** Start of Data excerpt **
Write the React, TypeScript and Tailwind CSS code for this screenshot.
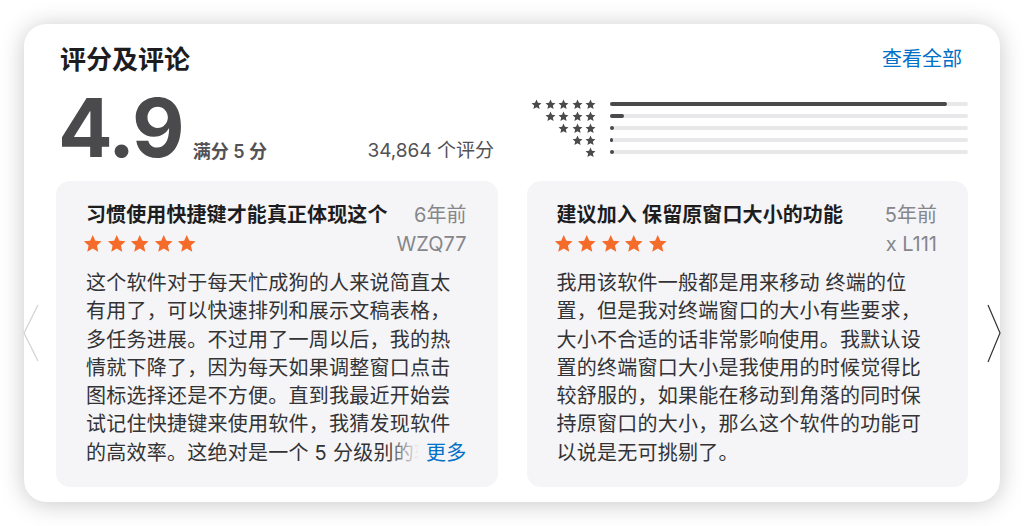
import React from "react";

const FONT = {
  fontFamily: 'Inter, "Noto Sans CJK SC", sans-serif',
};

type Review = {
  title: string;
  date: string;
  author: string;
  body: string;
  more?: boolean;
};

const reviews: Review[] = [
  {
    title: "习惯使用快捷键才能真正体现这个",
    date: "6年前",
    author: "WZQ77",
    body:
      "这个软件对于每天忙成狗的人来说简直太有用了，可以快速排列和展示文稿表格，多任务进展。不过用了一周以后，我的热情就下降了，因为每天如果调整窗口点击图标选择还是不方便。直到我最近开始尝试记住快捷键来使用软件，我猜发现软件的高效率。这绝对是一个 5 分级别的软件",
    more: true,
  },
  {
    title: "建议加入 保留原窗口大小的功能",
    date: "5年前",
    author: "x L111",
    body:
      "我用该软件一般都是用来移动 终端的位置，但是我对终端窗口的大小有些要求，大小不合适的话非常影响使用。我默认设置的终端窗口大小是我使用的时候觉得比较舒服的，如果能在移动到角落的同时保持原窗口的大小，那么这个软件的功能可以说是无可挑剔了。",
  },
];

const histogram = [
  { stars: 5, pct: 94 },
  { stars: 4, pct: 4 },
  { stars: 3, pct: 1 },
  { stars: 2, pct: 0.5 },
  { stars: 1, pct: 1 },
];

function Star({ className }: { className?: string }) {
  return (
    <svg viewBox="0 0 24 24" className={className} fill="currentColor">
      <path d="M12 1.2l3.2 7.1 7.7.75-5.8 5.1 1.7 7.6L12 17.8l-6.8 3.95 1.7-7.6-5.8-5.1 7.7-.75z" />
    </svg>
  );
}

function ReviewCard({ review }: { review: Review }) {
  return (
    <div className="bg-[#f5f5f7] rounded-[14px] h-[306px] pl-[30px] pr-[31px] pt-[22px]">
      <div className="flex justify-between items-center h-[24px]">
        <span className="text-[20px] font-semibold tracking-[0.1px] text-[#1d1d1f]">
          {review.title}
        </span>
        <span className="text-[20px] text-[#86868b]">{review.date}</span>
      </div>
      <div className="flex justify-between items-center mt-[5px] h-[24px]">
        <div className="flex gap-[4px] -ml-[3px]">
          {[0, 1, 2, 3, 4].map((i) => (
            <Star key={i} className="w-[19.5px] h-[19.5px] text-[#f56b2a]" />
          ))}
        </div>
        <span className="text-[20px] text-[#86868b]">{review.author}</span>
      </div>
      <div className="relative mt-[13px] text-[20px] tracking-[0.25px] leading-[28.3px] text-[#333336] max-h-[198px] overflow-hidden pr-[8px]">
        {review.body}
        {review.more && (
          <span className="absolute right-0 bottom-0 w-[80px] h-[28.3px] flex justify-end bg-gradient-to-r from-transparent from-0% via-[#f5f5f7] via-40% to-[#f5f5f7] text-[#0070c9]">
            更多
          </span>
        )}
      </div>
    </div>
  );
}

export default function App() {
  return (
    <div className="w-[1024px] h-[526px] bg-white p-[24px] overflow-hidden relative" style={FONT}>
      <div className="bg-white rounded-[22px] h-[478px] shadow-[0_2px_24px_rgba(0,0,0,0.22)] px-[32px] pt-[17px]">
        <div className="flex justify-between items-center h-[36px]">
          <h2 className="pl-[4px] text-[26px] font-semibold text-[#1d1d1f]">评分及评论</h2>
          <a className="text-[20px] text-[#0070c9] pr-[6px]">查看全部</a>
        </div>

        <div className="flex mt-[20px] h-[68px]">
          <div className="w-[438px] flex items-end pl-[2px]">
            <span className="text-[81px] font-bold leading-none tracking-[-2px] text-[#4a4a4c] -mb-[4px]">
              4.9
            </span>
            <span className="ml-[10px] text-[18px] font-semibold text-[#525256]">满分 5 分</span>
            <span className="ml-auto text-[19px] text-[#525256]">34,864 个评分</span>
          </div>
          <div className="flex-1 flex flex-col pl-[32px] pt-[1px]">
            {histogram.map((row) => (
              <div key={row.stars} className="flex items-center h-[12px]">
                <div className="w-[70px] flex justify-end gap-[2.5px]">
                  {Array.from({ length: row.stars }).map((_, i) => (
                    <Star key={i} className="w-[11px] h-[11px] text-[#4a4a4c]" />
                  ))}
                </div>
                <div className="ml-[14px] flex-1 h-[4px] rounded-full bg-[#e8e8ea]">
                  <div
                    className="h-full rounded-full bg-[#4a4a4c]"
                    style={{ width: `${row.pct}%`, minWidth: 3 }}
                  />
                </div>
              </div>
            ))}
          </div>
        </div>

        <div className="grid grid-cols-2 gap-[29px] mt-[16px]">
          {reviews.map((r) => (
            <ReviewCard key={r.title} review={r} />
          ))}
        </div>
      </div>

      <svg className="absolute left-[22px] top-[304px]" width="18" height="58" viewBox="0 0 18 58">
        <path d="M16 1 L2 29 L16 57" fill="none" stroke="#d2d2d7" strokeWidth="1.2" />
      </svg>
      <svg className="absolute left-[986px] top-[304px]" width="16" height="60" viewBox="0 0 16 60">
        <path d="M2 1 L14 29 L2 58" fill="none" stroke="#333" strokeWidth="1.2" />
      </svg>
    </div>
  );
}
** End of Data excerpt **
● Task to complete
Please set down each line of the data above exactly as written, without the pictures.

● Task output
Write the React, TypeScript and Tailwind CSS code for this screenshot.
import React from "react";

const FONT = {
  fontFamily: 'Inter, "Noto Sans CJK SC", sans-serif',
};

type Review = {
  title: string;
  date: string;
  author: string;
  body: string;
  more?: boolean;
};

const reviews: Review[] = [
  {
    title: "习惯使用快捷键才能真正体现这个",
    date: "6年前",
    author: "WZQ77",
    body:
      "这个软件对于每天忙成狗的人来说简直太有用了，可以快速排列和展示文稿表格，多任务进展。不过用了一周以后，我的热情就下降了，因为每天如果调整窗口点击图标选择还是不方便。直到我最近开始尝试记住快捷键来使用软件，我猜发现软件的高效率。这绝对是一个 5 分级别的软件",
    more: true,
  },
  {
    title: "建议加入 保留原窗口大小的功能",
    date: "5年前",
    author: "x L111",
    body:
      "我用该软件一般都是用来移动 终端的位置，但是我对终端窗口的大小有些要求，大小不合适的话非常影响使用。我默认设置的终端窗口大小是我使用的时候觉得比较舒服的，如果能在移动到角落的同时保持原窗口的大小，那么这个软件的功能可以说是无可挑剔了。",
  },
];

const histogram = [
  { stars: 5, pct: 94 },
  { stars: 4, pct: 4 },
  { stars: 3, pct: 1 },
  { stars: 2, pct: 0.5 },
  { stars: 1, pct: 1 },
];

function Star({ className }: { className?: string }) {
  return (
    <svg viewBox="0 0 24 24" className={className} fill="currentColor">
      <path d="M12 1.2l3.2 7.1 7.7.75-5.8 5.1 1.7 7.6L12 17.8l-6.8 3.95 1.7-7.6-5.8-5.1 7.7-.75z" />
    </svg>
  );
}

function ReviewCard({ review }: { review: Review }) {
  return (
    <div className="bg-[#f5f5f7] rounded-[14px] h-[306px] pl-[30px] pr-[31px] pt-[22px]">
      <div className="flex justify-between items-center h-[24px]">
        <span className="text-[20px] font-semibold tracking-[0.1px] text-[#1d1d1f]">
          {review.title}
        </span>
        <span className="text-[20px] text-[#86868b]">{review.date}</span>
      </div>
      <div className="flex justify-between items-center mt-[5px] h-[24px]">
        <div className="flex gap-[4px] -ml-[3px]">
          {[0, 1, 2, 3, 4].map((i) => (
            <Star key={i} className="w-[19.5px] h-[19.5px] text-[#f56b2a]" />
          ))}
        </div>
        <span className="text-[20px] text-[#86868b]">{review.author}</span>
      </div>
      <div className="relative mt-[13px] text-[20px] tracking-[0.25px] leading-[28.3px] text-[#333336] max-h-[198px] overflow-hidden pr-[8px]">
        {review.body}
        {review.more && (
          <span className="absolute right-0 bottom-0 w-[80px] h-[28.3px] flex justify-end bg-gradient-to-r from-transparent from-0% via-[#f5f5f7] via-40% to-[#f5f5f7] text-[#0070c9]">
            更多
          </span>
        )}
      </div>
    </div>
  );
}

export default function App() {
  return (
    <div className="w-[1024px] h-[526px] bg-white p-[24px] overflow-hidden relative" style={FONT}>
      <div className="bg-white rounded-[22px] h-[478px] shadow-[0_2px_24px_rgba(0,0,0,0.22)] px-[32px] pt-[17px]">
        <div className="flex justify-between items-center h-[36px]">
          <h2 className="pl-[4px] text-[26px] font-semibold text-[#1d1d1f]">评分及评论</h2>
          <a className="text-[20px] text-[#0070c9] pr-[6px]">查看全部</a>
        </div>

        <div className="flex mt-[20px] h-[68px]">
          <div className="w-[438px] flex items-end pl-[2px]">
            <span className="text-[81px] font-bold leading-none tracking-[-2px] text-[#4a4a4c] -mb-[4px]">
              4.9
            </span>
            <span className="ml-[10px] text-[18px] font-semibold text-[#525256]">满分 5 分</span>
            <span className="ml-auto text-[19px] text-[#525256]">34,864 个评分</span>
          </div>
          <div className="flex-1 flex flex-col pl-[32px] pt-[1px]">
            {histogram.map((row) => (
              <div key={row.stars} className="flex items-center h-[12px]">
                <div className="w-[70px] flex justify-end gap-[2.5px]">
                  {Array.from({ length: row.stars }).map((_, i) => (
                    <Star key={i} className="w-[11px] h-[11px] text-[#4a4a4c]" />
                  ))}
                </div>
                <div className="ml-[14px] flex-1 h-[4px] rounded-full bg-[#e8e8ea]">
                  <div
                    className="h-full rounded-full bg-[#4a4a4c]"
                    style={{ width: `${row.pct}%`, minWidth: 3 }}
                  />
                </div>
              </div>
            ))}
          </div>
        </div>

        <div className="grid grid-cols-2 gap-[29px] mt-[16px]">
          {reviews.map((r) => (
            <ReviewCard key={r.title} review={r} />
          ))}
        </div>
      </div>

      <svg className="absolute left-[22px] top-[304px]" width="18" height="58" viewBox="0 0 18 58">
        <path d="M16 1 L2 29 L16 57" fill="none" stroke="#d2d2d7" strokeWidth="1.2" />
      </svg>
      <svg className="absolute left-[986px] top-[304px]" width="16" height="60" viewBox="0 0 16 60">
        <path d="M2 1 L14 29 L2 58" fill="none" stroke="#333" strokeWidth="1.2" />
      </svg>
    </div>
  );
}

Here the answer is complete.